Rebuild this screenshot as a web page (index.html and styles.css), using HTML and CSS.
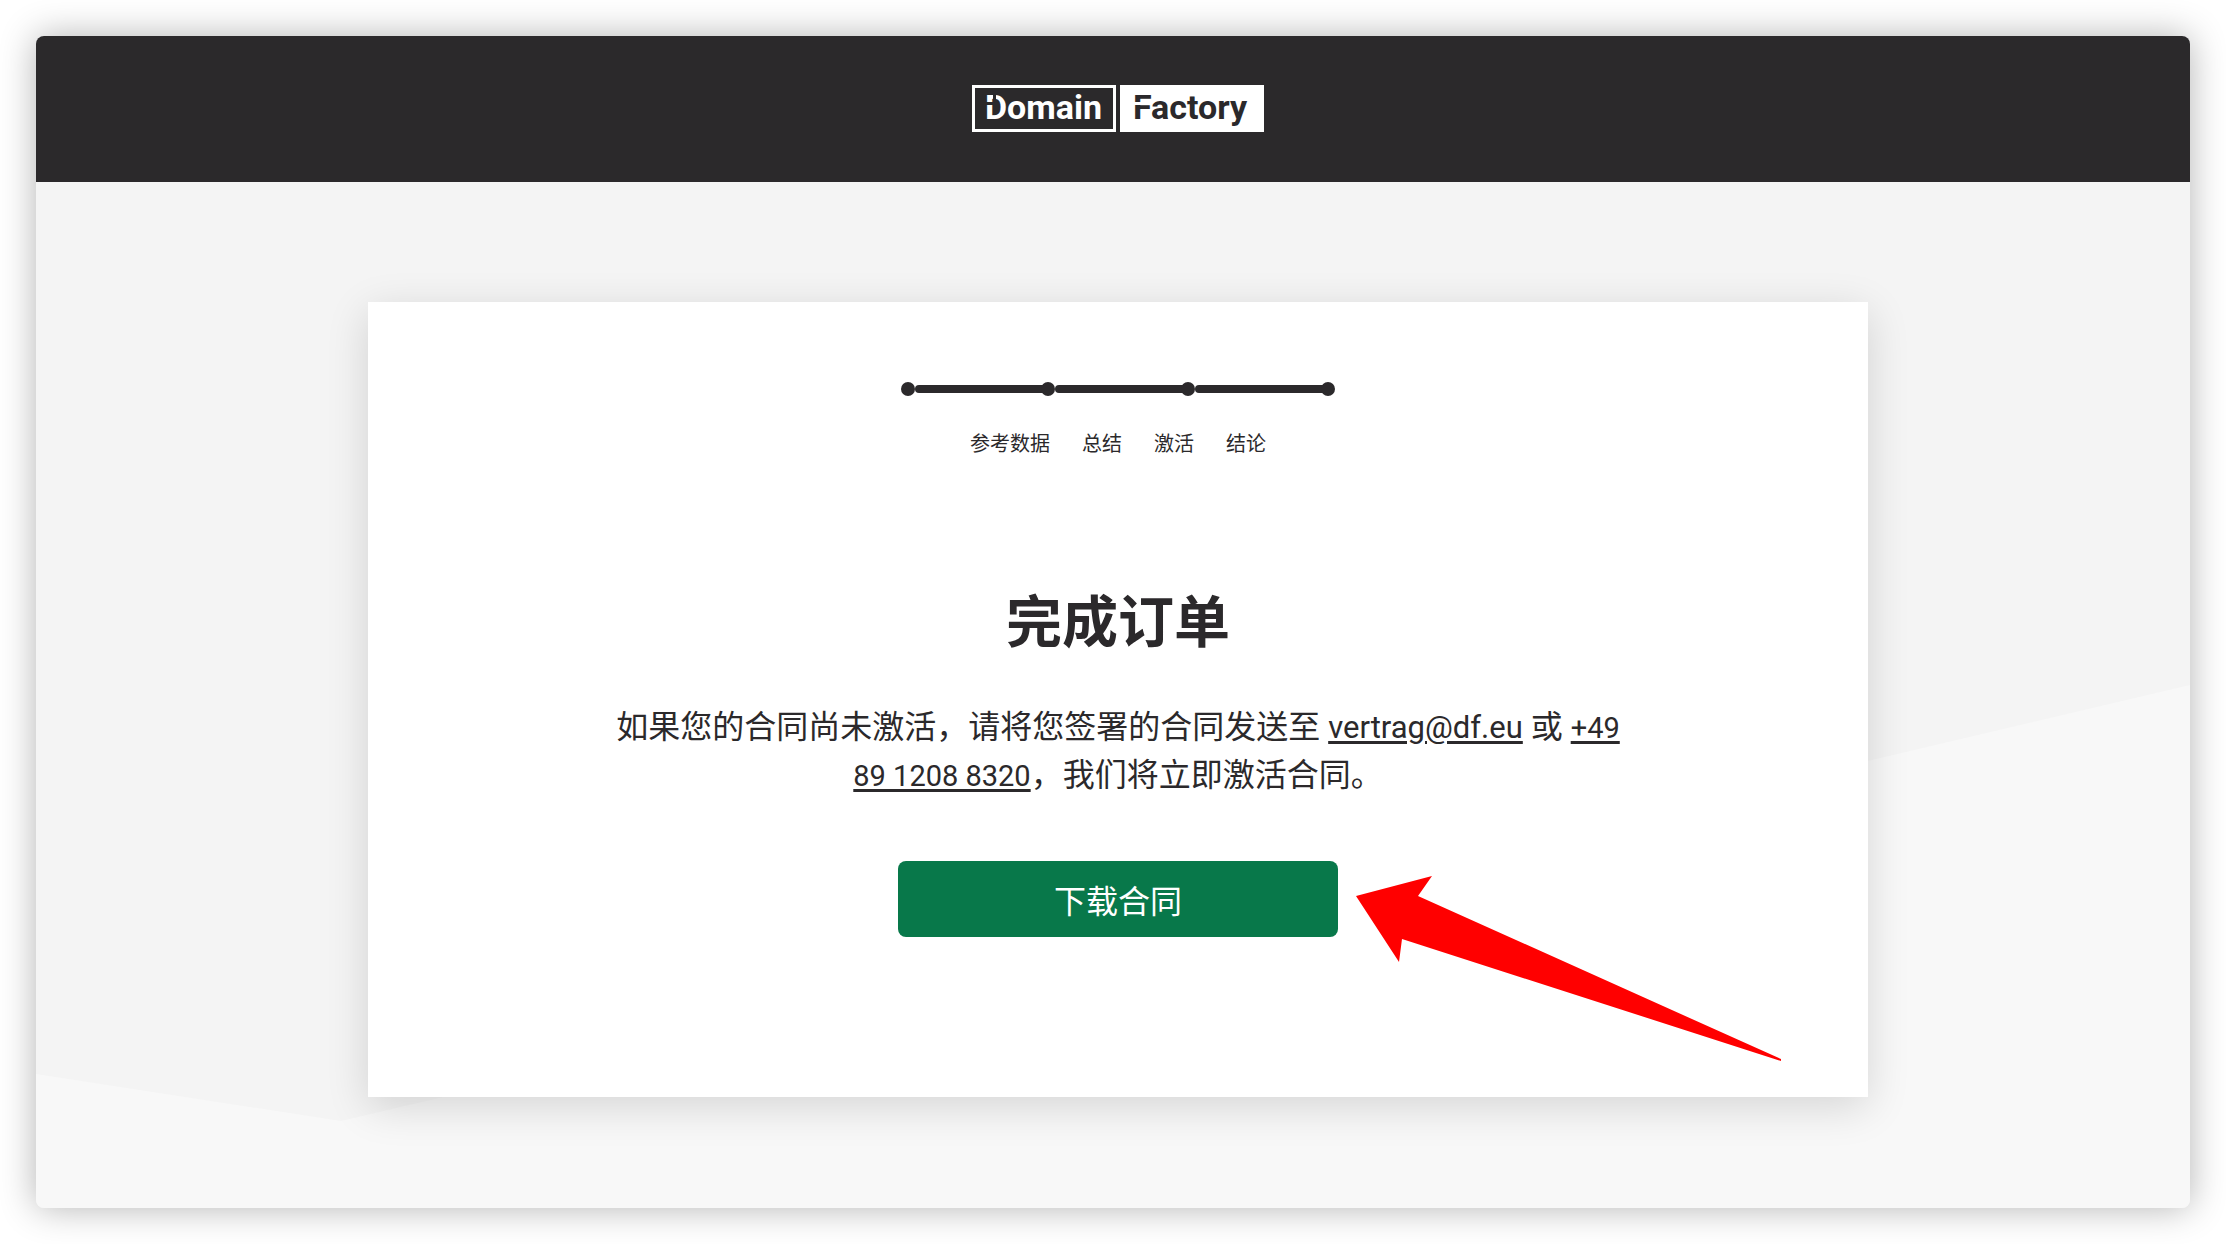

* * *

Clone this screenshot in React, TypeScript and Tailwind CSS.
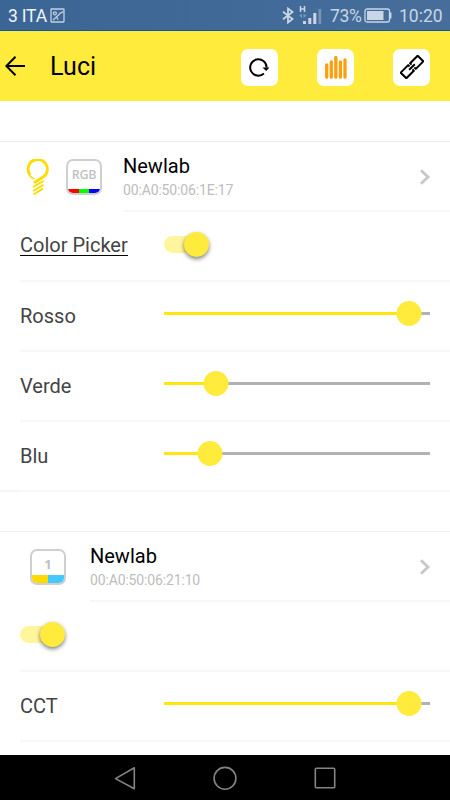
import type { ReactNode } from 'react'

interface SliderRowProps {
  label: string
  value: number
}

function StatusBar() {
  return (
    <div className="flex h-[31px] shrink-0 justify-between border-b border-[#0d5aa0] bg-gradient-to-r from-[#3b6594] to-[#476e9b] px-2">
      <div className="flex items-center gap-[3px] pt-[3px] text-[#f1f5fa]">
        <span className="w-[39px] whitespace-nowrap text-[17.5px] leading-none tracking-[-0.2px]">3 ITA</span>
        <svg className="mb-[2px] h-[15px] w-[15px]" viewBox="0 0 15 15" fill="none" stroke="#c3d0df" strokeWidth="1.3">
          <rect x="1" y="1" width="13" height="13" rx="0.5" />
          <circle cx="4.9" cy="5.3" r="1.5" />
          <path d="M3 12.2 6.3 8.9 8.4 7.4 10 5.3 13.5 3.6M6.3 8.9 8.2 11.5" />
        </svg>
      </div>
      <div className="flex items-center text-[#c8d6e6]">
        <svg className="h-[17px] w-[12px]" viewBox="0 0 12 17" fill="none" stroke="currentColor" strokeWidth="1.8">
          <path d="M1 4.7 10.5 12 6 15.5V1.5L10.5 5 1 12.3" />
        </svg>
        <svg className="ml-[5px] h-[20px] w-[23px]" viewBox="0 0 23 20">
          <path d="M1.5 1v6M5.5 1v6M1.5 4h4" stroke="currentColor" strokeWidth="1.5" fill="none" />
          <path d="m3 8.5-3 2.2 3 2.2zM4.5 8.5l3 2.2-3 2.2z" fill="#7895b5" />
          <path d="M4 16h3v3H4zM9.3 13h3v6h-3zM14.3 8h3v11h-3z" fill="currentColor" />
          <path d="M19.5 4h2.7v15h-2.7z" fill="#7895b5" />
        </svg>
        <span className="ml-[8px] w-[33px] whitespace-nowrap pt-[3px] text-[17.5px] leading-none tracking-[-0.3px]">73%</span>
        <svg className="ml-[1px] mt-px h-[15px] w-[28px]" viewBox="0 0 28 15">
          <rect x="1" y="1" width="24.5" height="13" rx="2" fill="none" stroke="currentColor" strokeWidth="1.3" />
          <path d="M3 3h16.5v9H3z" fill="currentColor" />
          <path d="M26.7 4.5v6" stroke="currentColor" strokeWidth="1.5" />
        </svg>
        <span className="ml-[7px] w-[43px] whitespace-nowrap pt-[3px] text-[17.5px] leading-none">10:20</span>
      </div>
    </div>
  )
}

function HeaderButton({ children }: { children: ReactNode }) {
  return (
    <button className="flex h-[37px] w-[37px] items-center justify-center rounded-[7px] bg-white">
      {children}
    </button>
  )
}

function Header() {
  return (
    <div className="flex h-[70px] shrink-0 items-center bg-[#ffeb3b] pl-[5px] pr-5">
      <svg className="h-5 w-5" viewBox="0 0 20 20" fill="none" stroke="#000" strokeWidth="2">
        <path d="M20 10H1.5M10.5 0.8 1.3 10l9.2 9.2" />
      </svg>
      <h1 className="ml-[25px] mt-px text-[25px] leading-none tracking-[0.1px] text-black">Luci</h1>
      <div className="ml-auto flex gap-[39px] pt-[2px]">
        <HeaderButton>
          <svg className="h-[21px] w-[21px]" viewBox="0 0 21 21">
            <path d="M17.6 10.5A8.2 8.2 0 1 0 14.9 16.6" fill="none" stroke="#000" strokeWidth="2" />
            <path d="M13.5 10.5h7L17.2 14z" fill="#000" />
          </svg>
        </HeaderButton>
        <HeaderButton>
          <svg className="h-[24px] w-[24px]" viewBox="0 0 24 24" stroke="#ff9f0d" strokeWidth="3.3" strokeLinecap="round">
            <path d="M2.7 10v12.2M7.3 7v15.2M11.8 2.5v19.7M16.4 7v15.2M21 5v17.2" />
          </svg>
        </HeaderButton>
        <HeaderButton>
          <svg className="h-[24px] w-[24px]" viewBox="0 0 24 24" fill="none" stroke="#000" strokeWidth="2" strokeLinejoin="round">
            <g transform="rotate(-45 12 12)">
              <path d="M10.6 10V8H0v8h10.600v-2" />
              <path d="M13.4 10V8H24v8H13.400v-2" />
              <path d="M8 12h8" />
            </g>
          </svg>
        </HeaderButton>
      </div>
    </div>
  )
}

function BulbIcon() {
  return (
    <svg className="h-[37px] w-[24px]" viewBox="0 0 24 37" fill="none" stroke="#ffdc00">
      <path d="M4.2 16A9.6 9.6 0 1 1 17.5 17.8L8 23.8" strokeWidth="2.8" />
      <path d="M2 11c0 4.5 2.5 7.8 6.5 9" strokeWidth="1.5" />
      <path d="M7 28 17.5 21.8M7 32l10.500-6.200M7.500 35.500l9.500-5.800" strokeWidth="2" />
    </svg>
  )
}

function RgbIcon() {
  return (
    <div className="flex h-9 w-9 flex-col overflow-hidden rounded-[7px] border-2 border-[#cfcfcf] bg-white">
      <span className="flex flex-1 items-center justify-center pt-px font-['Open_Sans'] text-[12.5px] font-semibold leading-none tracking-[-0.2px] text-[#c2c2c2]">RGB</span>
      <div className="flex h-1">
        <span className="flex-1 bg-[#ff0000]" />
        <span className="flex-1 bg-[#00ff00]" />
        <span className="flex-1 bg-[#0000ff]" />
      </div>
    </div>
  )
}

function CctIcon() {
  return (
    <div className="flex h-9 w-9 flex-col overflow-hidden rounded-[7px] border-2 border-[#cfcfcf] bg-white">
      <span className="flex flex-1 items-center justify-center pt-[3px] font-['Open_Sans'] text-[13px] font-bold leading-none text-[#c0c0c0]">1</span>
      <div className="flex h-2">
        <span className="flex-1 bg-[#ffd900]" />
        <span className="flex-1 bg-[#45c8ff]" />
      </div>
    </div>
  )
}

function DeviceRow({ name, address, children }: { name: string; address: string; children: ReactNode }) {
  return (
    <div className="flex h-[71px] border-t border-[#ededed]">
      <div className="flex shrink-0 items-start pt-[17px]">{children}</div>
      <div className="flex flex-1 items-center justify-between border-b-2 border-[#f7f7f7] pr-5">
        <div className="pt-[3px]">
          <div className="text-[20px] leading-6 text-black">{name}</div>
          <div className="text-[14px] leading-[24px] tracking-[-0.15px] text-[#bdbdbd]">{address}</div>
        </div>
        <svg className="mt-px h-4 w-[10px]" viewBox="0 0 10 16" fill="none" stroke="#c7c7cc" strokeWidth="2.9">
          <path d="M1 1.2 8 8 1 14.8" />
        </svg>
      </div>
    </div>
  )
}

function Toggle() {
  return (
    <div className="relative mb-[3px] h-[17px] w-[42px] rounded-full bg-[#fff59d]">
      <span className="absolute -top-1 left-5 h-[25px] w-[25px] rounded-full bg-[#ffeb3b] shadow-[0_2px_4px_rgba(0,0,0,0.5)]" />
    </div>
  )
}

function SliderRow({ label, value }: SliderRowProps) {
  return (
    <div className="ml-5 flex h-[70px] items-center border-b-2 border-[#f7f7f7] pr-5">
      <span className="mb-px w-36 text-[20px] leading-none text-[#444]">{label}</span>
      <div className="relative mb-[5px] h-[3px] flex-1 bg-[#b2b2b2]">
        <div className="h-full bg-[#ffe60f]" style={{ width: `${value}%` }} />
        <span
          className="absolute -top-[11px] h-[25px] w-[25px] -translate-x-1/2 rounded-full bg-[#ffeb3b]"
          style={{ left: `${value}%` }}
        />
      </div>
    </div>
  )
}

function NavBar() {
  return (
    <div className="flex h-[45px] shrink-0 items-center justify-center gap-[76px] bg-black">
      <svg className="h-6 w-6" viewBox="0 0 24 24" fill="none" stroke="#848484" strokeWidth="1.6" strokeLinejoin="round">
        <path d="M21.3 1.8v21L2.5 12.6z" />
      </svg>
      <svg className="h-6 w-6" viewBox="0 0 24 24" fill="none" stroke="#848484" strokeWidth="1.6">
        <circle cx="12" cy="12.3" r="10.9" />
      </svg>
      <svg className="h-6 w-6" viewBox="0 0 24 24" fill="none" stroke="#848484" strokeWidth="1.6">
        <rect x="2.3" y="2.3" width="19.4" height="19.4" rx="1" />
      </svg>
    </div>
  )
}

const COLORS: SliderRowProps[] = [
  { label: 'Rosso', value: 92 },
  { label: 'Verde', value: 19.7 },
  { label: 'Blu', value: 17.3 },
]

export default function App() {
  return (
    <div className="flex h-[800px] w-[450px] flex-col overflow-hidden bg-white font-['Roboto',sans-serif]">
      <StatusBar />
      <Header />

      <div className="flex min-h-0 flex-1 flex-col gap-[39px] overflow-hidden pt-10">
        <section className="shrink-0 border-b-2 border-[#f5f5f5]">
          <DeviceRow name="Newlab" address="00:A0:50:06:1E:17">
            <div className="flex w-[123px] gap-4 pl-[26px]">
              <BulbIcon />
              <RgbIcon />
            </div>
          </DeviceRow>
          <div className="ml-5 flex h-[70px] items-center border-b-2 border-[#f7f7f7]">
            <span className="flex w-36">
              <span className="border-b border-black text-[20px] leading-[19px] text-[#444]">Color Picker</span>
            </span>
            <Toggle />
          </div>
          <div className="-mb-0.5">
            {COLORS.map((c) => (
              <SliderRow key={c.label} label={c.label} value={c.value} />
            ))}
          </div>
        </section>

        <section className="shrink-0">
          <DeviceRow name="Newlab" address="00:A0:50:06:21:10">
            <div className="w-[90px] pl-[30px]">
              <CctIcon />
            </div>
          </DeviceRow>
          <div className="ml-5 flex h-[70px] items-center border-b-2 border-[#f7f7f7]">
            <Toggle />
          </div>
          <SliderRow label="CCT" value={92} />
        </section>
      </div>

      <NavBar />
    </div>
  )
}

### [Work required]
Which lines of the data above contain "this"? Copy each one.

### [Response below]
Rebuild this screenshot as a web page (index.html and styles.css), using HTML and CSS.
Clone this screenshot in React, TypeScript and Tailwind CSS.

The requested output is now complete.